Instructions for the task — Reproduce the data exactly and drop any pictures it holds.

Available data —
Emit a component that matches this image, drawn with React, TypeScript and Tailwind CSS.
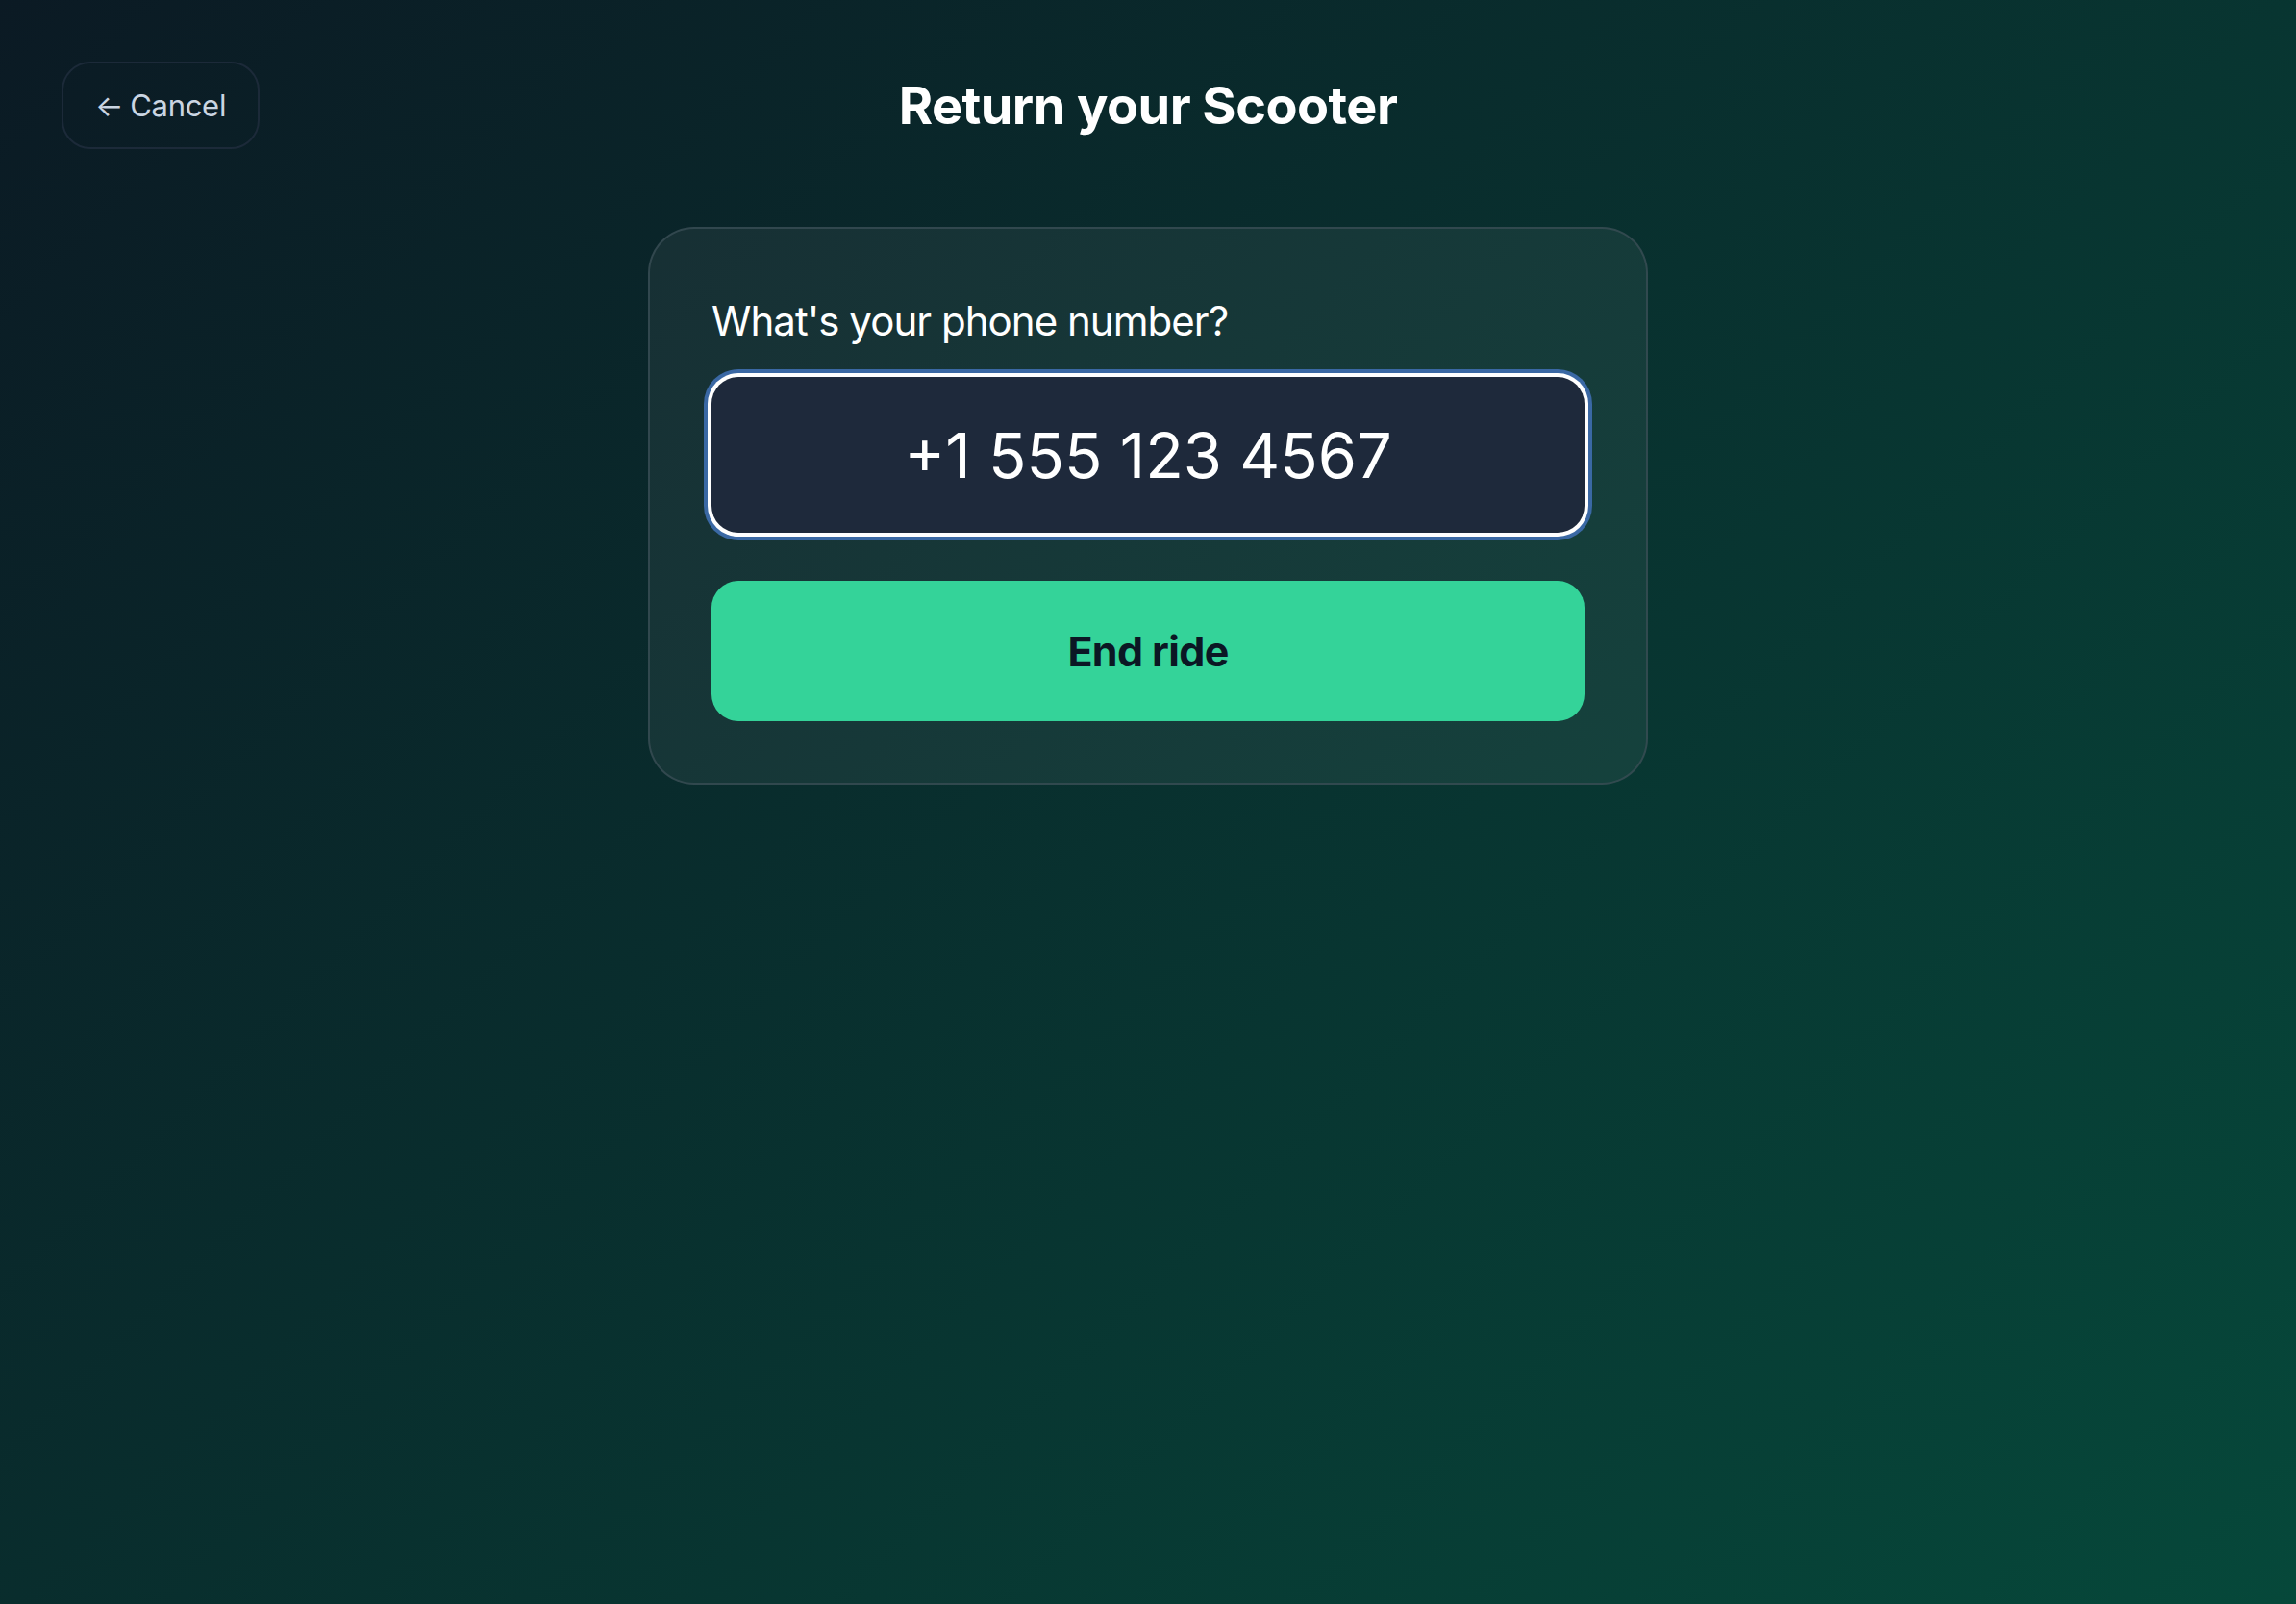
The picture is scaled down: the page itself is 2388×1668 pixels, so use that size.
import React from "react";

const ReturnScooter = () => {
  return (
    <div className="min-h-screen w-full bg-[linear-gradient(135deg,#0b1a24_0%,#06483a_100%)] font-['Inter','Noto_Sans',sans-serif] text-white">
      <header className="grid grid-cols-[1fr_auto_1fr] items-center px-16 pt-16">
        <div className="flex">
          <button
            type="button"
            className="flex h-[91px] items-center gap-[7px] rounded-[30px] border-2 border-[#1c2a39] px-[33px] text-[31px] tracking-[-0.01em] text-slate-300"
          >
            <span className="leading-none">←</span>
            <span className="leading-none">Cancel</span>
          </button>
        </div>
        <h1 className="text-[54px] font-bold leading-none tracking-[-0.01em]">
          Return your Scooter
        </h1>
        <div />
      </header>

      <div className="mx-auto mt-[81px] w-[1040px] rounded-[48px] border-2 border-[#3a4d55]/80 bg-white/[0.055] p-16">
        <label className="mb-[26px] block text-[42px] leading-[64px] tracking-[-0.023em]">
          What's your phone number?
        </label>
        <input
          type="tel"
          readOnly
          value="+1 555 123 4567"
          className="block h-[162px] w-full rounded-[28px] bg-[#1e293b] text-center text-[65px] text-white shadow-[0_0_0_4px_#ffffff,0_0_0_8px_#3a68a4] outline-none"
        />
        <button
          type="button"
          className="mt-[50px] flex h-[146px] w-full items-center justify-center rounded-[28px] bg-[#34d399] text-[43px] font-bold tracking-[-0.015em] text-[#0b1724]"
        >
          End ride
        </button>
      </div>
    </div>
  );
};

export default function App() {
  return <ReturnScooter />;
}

Result of this exercise —
Emit a component that matches this image, drawn with React, TypeScript and Tailwind CSS.
The picture is scaled down: the page itself is 2388×1668 pixels, so use that size.
import React from "react";

const ReturnScooter = () => {
  return (
    <div className="min-h-screen w-full bg-[linear-gradient(135deg,#0b1a24_0%,#06483a_100%)] font-['Inter','Noto_Sans',sans-serif] text-white">
      <header className="grid grid-cols-[1fr_auto_1fr] items-center px-16 pt-16">
        <div className="flex">
          <button
            type="button"
            className="flex h-[91px] items-center gap-[7px] rounded-[30px] border-2 border-[#1c2a39] px-[33px] text-[31px] tracking-[-0.01em] text-slate-300"
          >
            <span className="leading-none">←</span>
            <span className="leading-none">Cancel</span>
          </button>
        </div>
        <h1 className="text-[54px] font-bold leading-none tracking-[-0.01em]">
          Return your Scooter
        </h1>
        <div />
      </header>

      <div className="mx-auto mt-[81px] w-[1040px] rounded-[48px] border-2 border-[#3a4d55]/80 bg-white/[0.055] p-16">
        <label className="mb-[26px] block text-[42px] leading-[64px] tracking-[-0.023em]">
          What's your phone number?
        </label>
        <input
          type="tel"
          readOnly
          value="+1 555 123 4567"
          className="block h-[162px] w-full rounded-[28px] bg-[#1e293b] text-center text-[65px] text-white shadow-[0_0_0_4px_#ffffff,0_0_0_8px_#3a68a4] outline-none"
        />
        <button
          type="button"
          className="mt-[50px] flex h-[146px] w-full items-center justify-center rounded-[28px] bg-[#34d399] text-[43px] font-bold tracking-[-0.015em] text-[#0b1724]"
        >
          End ride
        </button>
      </div>
    </div>
  );
};

export default function App() {
  return <ReturnScooter />;
}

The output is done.